■ **INSTRUCTION**
Pull every line containing "styled" from the entries.

■ **RECORDS SUPPLIED**
----------
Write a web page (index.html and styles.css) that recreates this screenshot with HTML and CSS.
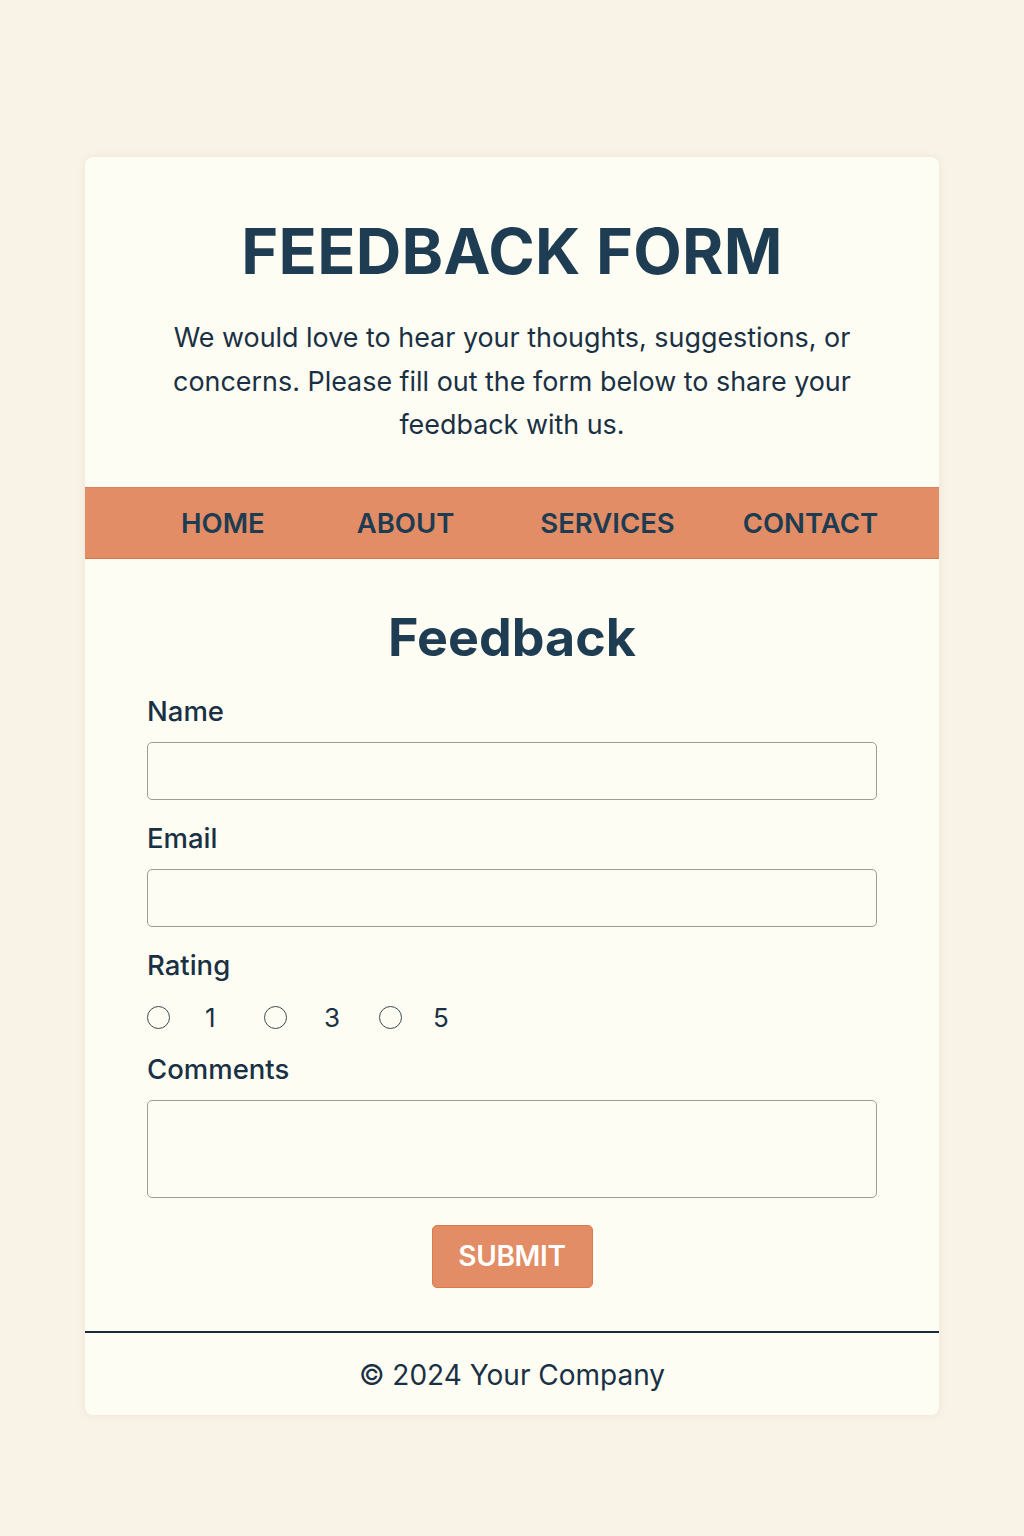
----------
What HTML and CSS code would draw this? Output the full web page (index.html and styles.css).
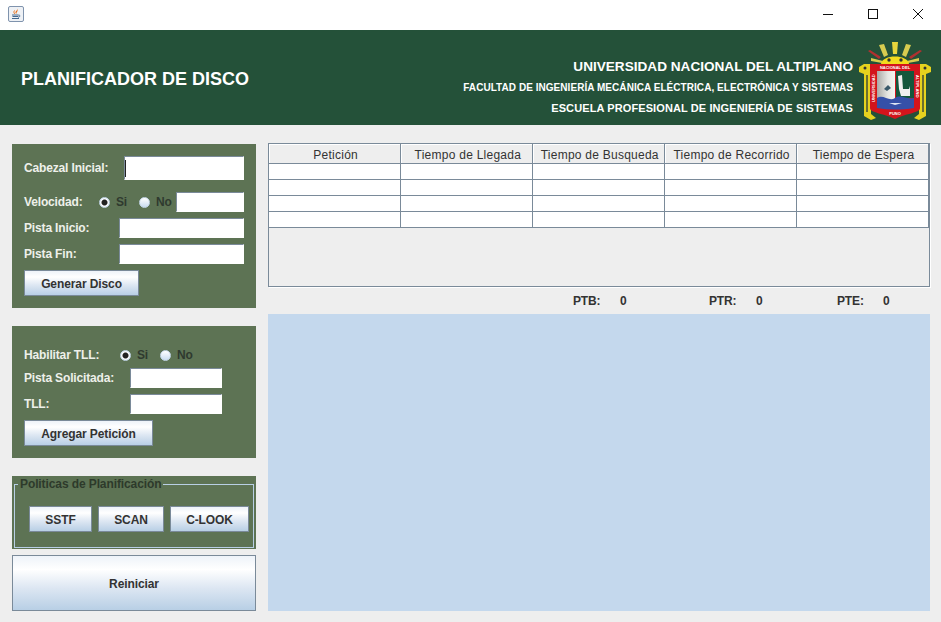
----------
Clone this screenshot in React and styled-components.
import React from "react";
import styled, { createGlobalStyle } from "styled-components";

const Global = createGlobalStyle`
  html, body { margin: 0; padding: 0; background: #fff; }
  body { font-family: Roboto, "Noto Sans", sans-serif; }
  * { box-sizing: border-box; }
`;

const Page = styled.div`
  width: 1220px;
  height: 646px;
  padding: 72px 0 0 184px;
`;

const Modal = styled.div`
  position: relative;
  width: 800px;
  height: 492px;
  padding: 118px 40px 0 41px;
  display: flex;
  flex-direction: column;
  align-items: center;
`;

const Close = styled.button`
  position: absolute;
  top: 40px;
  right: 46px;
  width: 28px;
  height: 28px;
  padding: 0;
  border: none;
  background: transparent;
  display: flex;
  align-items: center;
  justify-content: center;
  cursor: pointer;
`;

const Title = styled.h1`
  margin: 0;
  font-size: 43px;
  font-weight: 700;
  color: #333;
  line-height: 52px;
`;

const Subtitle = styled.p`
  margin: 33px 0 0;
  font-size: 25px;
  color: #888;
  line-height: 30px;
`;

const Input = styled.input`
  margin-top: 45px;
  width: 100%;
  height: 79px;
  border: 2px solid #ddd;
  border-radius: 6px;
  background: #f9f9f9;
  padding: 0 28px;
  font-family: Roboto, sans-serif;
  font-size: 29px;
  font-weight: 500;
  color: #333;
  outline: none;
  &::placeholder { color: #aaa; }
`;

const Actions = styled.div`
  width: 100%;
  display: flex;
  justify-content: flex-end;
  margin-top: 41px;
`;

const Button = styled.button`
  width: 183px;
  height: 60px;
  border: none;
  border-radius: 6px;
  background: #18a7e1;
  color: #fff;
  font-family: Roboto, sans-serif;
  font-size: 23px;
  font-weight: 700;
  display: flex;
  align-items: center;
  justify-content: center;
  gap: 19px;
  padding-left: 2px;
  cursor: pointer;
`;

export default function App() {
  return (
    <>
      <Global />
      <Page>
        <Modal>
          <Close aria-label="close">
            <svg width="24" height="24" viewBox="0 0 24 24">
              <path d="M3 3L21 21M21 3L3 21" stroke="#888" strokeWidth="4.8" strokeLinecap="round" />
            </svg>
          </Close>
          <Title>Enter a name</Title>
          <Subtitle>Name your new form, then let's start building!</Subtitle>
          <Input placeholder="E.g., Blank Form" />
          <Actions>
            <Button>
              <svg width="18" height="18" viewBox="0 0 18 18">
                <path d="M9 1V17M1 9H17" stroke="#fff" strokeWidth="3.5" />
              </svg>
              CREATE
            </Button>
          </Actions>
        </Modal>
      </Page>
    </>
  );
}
----------
■ **EXERCISE RESPONSE**
Clone this screenshot in React and styled-components.
import styled, { createGlobalStyle } from "styled-components";
const Page = styled.div`
const Modal = styled.div`
const Close = styled.button`
const Title = styled.h1`
const Subtitle = styled.p`
const Input = styled.input`
const Actions = styled.div`
const Button = styled.button`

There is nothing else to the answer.